### Written request
Below is a listing to transcribe in full and exactly; keep the pictures out.

[BEGIN]

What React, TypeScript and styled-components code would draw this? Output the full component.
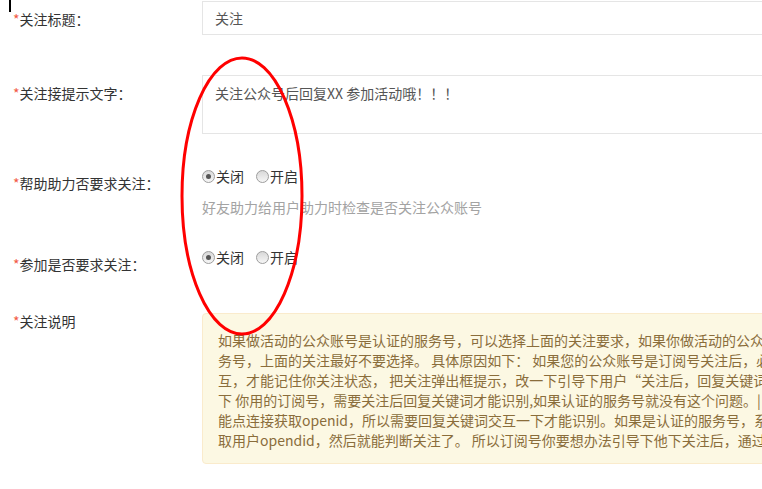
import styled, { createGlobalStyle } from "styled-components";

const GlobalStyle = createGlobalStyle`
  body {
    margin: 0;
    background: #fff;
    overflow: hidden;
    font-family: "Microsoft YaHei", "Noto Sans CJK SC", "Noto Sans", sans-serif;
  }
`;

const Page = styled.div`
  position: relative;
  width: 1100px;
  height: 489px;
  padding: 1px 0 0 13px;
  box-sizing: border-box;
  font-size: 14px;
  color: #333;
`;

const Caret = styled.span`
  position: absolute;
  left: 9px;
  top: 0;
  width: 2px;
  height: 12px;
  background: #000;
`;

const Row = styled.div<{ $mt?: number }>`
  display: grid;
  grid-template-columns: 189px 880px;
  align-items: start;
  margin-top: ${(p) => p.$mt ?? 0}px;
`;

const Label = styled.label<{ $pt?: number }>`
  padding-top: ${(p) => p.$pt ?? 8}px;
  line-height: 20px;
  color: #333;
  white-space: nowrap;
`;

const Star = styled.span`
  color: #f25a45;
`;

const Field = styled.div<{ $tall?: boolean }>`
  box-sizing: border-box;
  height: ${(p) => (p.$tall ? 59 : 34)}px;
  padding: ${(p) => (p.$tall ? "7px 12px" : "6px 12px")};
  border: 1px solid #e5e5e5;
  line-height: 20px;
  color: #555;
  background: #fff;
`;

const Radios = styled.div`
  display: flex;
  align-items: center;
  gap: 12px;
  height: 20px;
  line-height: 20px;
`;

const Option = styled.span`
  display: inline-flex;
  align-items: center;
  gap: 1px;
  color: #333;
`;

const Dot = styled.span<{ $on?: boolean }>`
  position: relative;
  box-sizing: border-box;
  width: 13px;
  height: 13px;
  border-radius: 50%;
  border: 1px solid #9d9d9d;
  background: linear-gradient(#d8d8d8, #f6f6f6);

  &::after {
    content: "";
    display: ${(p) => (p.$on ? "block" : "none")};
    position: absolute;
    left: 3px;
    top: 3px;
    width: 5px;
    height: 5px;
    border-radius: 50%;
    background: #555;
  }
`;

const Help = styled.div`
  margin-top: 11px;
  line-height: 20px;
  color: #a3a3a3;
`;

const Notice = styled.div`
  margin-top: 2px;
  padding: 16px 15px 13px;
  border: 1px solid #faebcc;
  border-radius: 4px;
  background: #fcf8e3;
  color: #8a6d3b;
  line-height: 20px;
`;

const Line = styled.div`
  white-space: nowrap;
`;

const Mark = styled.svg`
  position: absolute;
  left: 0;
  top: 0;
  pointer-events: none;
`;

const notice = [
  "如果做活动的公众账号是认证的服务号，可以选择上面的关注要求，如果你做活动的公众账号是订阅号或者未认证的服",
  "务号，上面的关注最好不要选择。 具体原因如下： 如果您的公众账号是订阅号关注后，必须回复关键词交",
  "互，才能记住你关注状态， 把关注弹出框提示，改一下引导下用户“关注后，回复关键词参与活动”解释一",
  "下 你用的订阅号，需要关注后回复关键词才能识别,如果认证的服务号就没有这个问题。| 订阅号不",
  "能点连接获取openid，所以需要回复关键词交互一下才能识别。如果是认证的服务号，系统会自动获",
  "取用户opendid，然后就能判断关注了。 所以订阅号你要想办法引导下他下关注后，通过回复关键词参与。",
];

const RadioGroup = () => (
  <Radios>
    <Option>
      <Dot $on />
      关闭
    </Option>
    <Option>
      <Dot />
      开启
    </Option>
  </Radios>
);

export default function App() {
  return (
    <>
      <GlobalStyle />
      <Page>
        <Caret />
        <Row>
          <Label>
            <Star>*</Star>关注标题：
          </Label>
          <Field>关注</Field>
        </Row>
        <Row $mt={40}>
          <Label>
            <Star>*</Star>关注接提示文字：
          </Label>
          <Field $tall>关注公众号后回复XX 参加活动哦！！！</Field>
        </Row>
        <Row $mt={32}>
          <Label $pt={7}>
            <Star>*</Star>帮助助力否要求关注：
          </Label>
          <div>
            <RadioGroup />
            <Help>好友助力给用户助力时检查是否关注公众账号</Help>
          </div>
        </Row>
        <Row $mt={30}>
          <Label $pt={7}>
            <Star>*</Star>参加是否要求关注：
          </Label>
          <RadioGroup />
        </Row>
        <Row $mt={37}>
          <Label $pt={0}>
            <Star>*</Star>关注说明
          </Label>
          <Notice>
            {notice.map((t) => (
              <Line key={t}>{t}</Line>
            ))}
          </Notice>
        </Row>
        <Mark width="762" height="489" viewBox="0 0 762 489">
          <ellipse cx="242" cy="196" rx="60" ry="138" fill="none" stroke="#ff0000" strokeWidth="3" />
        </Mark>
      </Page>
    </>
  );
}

[END]

### Result of the task
What React, TypeScript and styled-components code would draw this? Output the full component.
import styled, { createGlobalStyle } from "styled-components";

const GlobalStyle = createGlobalStyle`
  body {
    margin: 0;
    background: #fff;
    overflow: hidden;
    font-family: "Microsoft YaHei", "Noto Sans CJK SC", "Noto Sans", sans-serif;
  }
`;

const Page = styled.div`
  position: relative;
  width: 1100px;
  height: 489px;
  padding: 1px 0 0 13px;
  box-sizing: border-box;
  font-size: 14px;
  color: #333;
`;

const Caret = styled.span`
  position: absolute;
  left: 9px;
  top: 0;
  width: 2px;
  height: 12px;
  background: #000;
`;

const Row = styled.div<{ $mt?: number }>`
  display: grid;
  grid-template-columns: 189px 880px;
  align-items: start;
  margin-top: ${(p) => p.$mt ?? 0}px;
`;

const Label = styled.label<{ $pt?: number }>`
  padding-top: ${(p) => p.$pt ?? 8}px;
  line-height: 20px;
  color: #333;
  white-space: nowrap;
`;

const Star = styled.span`
  color: #f25a45;
`;

const Field = styled.div<{ $tall?: boolean }>`
  box-sizing: border-box;
  height: ${(p) => (p.$tall ? 59 : 34)}px;
  padding: ${(p) => (p.$tall ? "7px 12px" : "6px 12px")};
  border: 1px solid #e5e5e5;
  line-height: 20px;
  color: #555;
  background: #fff;
`;

const Radios = styled.div`
  display: flex;
  align-items: center;
  gap: 12px;
  height: 20px;
  line-height: 20px;
`;

const Option = styled.span`
  display: inline-flex;
  align-items: center;
  gap: 1px;
  color: #333;
`;

const Dot = styled.span<{ $on?: boolean }>`
  position: relative;
  box-sizing: border-box;
  width: 13px;
  height: 13px;
  border-radius: 50%;
  border: 1px solid #9d9d9d;
  background: linear-gradient(#d8d8d8, #f6f6f6);

  &::after {
    content: "";
    display: ${(p) => (p.$on ? "block" : "none")};
    position: absolute;
    left: 3px;
    top: 3px;
    width: 5px;
    height: 5px;
    border-radius: 50%;
    background: #555;
  }
`;

const Help = styled.div`
  margin-top: 11px;
  line-height: 20px;
  color: #a3a3a3;
`;

const Notice = styled.div`
  margin-top: 2px;
  padding: 16px 15px 13px;
  border: 1px solid #faebcc;
  border-radius: 4px;
  background: #fcf8e3;
  color: #8a6d3b;
  line-height: 20px;
`;

const Line = styled.div`
  white-space: nowrap;
`;

const Mark = styled.svg`
  position: absolute;
  left: 0;
  top: 0;
  pointer-events: none;
`;

const notice = [
  "如果做活动的公众账号是认证的服务号，可以选择上面的关注要求，如果你做活动的公众账号是订阅号或者未认证的服",
  "务号，上面的关注最好不要选择。 具体原因如下： 如果您的公众账号是订阅号关注后，必须回复关键词交",
  "互，才能记住你关注状态， 把关注弹出框提示，改一下引导下用户“关注后，回复关键词参与活动”解释一",
  "下 你用的订阅号，需要关注后回复关键词才能识别,如果认证的服务号就没有这个问题。| 订阅号不",
  "能点连接获取openid，所以需要回复关键词交互一下才能识别。如果是认证的服务号，系统会自动获",
  "取用户opendid，然后就能判断关注了。 所以订阅号你要想办法引导下他下关注后，通过回复关键词参与。",
];

const RadioGroup = () => (
  <Radios>
    <Option>
      <Dot $on />
      关闭
    </Option>
    <Option>
      <Dot />
      开启
    </Option>
  </Radios>
);

export default function App() {
  return (
    <>
      <GlobalStyle />
      <Page>
        <Caret />
        <Row>
          <Label>
            <Star>*</Star>关注标题：
          </Label>
          <Field>关注</Field>
        </Row>
        <Row $mt={40}>
          <Label>
            <Star>*</Star>关注接提示文字：
          </Label>
          <Field $tall>关注公众号后回复XX 参加活动哦！！！</Field>
        </Row>
        <Row $mt={32}>
          <Label $pt={7}>
            <Star>*</Star>帮助助力否要求关注：
          </Label>
          <div>
            <RadioGroup />
            <Help>好友助力给用户助力时检查是否关注公众账号</Help>
          </div>
        </Row>
        <Row $mt={30}>
          <Label $pt={7}>
            <Star>*</Star>参加是否要求关注：
          </Label>
          <RadioGroup />
        </Row>
        <Row $mt={37}>
          <Label $pt={0}>
            <Star>*</Star>关注说明
          </Label>
          <Notice>
            {notice.map((t) => (
              <Line key={t}>{t}</Line>
            ))}
          </Notice>
        </Row>
        <Mark width="762" height="489" viewBox="0 0 762 489">
          <ellipse cx="242" cy="196" rx="60" ry="138" fill="none" stroke="#ff0000" strokeWidth="3" />
        </Mark>
      </Page>
    </>
  );
}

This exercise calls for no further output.